Ignacio Rodríguez-Iturbe, who served as acting director of the institute in 2002, founded the field of ecohydrology.
Stephen W. Pacala was Acting Director of the Princeton Environmental Institute from 2005 to 2006, and Director from 2006 to 2014. François M. M. Morel returned for a second time as Director from 2014-2017.
The Director of the institute from 2017-2021 was Michael A. Celia, the Theodora Shelton Pitney Professor of Environmental Studies and professor of civil and environmental engineering at Princeton.
As of July 2021, the Director became Gabriel Vecchi.

In 2000, the institute established the Carbon Mitigation Initiative (CMI) in partnership with BP. The Carbon Mitigation Initiative has identified eight major carbon mitigation strategies or "wedges" for reducing human-based carbon emissions.

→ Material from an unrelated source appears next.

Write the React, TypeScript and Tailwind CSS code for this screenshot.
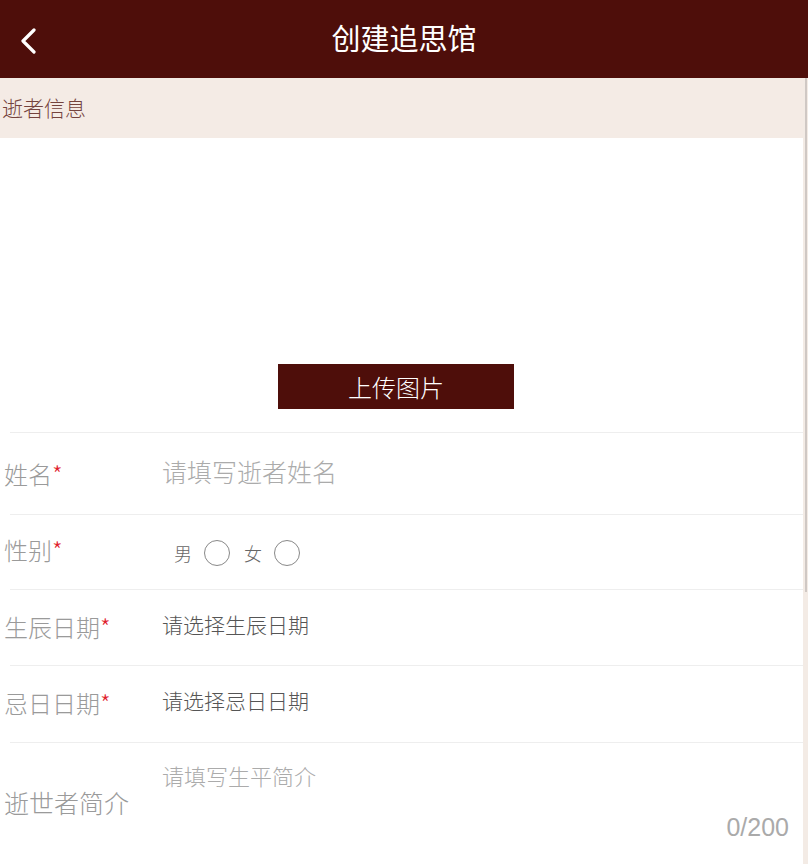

In 2014, with funding from the National Science Foundation (NSF), the institute established the Southern Ocean Carbon and Climate Observations and Modeling project (SOCCOM), to study the Southern Ocean's role in climate regulation.

In 2019, the institute received $2.5 million in federal funding to study resilience and sustainability in urban food systems.

In 2020, the Institute received a gift to create the Thomas A. and Currie C. Barron Family Biodiversity Research Challenge Fund to support research on the preservation of species and ecosystems.

The Princeton Environmental Institute was renamed as the High Meadows Environmental Institute, following a gift from Judy and Carl Ferenbach III's High Meadows Foundation in 2020.
The High Meadows Environmental Institute (HMEI) is projected to move to a new building at Princeton in early 2025.